Your task is to locate every line holding the string "that" and to copy each of them.

---------- PROVIDED DATA ----------

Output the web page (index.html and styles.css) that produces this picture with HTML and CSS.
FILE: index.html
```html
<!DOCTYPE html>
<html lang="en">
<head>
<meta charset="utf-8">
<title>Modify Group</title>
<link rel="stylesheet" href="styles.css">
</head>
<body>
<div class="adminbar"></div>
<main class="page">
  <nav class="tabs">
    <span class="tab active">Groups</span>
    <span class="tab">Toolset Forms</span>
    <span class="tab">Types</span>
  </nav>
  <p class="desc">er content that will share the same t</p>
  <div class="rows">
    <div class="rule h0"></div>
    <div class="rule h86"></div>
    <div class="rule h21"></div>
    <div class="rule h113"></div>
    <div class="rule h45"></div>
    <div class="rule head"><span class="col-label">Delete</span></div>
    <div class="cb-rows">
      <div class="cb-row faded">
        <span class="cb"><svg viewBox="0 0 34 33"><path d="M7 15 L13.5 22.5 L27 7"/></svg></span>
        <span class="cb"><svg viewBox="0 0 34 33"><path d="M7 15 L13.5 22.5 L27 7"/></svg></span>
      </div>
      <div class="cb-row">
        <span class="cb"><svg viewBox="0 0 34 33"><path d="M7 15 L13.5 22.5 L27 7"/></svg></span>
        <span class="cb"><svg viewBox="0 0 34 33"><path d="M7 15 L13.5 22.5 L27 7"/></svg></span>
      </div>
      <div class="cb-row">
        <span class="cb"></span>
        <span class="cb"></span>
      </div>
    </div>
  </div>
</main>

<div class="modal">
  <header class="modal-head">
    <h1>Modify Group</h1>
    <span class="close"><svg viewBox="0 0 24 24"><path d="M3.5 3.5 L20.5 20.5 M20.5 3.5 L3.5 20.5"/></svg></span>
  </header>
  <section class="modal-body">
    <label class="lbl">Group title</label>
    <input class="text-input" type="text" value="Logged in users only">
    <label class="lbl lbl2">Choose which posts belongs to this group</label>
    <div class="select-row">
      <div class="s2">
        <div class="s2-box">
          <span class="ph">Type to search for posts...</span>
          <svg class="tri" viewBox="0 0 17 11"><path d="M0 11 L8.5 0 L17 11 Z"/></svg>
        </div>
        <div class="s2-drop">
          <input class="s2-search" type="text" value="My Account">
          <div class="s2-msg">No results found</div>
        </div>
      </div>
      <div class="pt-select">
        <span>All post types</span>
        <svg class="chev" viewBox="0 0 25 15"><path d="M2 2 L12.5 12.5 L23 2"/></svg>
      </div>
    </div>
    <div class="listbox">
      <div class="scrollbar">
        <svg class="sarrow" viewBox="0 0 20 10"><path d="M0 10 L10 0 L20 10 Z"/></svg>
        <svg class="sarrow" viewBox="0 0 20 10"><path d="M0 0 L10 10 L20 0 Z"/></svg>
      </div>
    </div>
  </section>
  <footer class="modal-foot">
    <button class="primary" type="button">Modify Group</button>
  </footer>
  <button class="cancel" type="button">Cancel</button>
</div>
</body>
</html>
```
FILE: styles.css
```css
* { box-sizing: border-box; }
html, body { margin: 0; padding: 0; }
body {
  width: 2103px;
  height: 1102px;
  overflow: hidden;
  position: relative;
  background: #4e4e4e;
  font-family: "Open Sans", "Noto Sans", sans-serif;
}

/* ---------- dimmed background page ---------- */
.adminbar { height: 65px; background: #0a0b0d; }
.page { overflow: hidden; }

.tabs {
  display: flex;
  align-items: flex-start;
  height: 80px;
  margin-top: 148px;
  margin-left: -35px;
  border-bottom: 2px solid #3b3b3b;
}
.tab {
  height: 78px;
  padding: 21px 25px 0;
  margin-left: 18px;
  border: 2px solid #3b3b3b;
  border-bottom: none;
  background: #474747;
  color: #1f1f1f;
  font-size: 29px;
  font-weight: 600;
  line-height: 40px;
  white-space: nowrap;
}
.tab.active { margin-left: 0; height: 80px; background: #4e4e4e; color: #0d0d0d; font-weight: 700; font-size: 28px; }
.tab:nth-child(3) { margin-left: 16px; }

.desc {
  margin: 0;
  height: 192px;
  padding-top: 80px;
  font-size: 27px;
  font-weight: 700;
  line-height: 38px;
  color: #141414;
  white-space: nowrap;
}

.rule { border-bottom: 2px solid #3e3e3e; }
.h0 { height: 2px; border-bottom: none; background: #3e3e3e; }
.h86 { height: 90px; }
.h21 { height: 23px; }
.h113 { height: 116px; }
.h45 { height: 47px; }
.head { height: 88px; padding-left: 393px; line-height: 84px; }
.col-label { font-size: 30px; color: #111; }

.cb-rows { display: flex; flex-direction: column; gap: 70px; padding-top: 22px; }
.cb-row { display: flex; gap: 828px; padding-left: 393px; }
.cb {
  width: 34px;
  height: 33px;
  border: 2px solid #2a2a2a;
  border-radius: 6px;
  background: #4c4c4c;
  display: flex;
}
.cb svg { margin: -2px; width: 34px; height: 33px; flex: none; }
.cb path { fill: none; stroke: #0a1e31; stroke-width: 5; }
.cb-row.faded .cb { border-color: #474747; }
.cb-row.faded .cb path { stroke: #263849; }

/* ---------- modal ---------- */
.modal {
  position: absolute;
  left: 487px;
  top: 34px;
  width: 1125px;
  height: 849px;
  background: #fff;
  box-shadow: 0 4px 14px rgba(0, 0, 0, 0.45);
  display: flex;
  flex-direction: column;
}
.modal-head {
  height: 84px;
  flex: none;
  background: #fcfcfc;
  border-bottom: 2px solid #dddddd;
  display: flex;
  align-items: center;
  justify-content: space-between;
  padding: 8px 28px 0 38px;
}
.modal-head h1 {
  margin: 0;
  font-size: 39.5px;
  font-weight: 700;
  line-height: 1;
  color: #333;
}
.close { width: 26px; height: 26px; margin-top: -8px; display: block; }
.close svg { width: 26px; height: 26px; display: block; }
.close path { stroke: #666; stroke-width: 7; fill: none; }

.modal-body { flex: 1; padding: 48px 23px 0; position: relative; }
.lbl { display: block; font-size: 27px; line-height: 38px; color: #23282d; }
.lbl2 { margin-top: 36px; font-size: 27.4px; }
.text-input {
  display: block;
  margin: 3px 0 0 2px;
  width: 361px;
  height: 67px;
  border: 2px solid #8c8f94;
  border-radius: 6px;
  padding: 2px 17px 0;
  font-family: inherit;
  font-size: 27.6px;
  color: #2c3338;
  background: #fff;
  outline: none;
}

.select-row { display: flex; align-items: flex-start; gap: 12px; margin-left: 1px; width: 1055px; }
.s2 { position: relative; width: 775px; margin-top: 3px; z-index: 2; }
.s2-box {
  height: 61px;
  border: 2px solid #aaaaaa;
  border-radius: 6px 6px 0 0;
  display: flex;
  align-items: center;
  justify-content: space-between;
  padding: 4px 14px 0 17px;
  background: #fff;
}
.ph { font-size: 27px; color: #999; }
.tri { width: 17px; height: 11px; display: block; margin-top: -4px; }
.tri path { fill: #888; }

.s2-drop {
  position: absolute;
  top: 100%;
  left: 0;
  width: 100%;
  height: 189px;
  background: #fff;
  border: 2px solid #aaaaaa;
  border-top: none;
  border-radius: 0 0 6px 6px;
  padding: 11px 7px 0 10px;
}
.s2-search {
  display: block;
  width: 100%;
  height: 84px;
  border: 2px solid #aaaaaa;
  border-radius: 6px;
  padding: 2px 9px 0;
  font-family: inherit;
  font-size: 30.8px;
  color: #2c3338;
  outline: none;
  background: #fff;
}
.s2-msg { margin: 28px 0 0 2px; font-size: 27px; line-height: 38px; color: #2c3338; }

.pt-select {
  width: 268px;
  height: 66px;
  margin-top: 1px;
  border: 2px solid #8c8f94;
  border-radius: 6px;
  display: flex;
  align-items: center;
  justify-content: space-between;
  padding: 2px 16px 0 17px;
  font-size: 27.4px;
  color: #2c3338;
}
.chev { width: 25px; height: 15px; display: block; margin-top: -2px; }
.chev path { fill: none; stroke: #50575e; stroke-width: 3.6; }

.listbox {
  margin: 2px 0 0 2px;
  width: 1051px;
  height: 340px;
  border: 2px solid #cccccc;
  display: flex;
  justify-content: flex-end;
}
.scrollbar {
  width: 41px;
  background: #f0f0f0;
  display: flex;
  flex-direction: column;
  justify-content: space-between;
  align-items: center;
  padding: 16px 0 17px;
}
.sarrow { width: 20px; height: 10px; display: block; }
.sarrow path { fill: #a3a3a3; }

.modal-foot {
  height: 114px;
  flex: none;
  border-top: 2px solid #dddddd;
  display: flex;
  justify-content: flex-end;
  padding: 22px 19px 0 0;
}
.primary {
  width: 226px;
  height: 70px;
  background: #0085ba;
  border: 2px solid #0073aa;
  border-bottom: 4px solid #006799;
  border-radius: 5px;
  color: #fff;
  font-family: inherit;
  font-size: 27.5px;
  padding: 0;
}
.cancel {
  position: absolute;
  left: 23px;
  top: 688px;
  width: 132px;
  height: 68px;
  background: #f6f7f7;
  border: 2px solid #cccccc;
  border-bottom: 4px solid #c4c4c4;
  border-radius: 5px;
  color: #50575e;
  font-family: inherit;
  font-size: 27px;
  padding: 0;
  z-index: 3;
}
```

----------

▸ **TASK RESULT**
Output the web page (index.html and styles.css) that produces this picture with HTML and CSS.
  <p class="desc">er content that will share the same t</p>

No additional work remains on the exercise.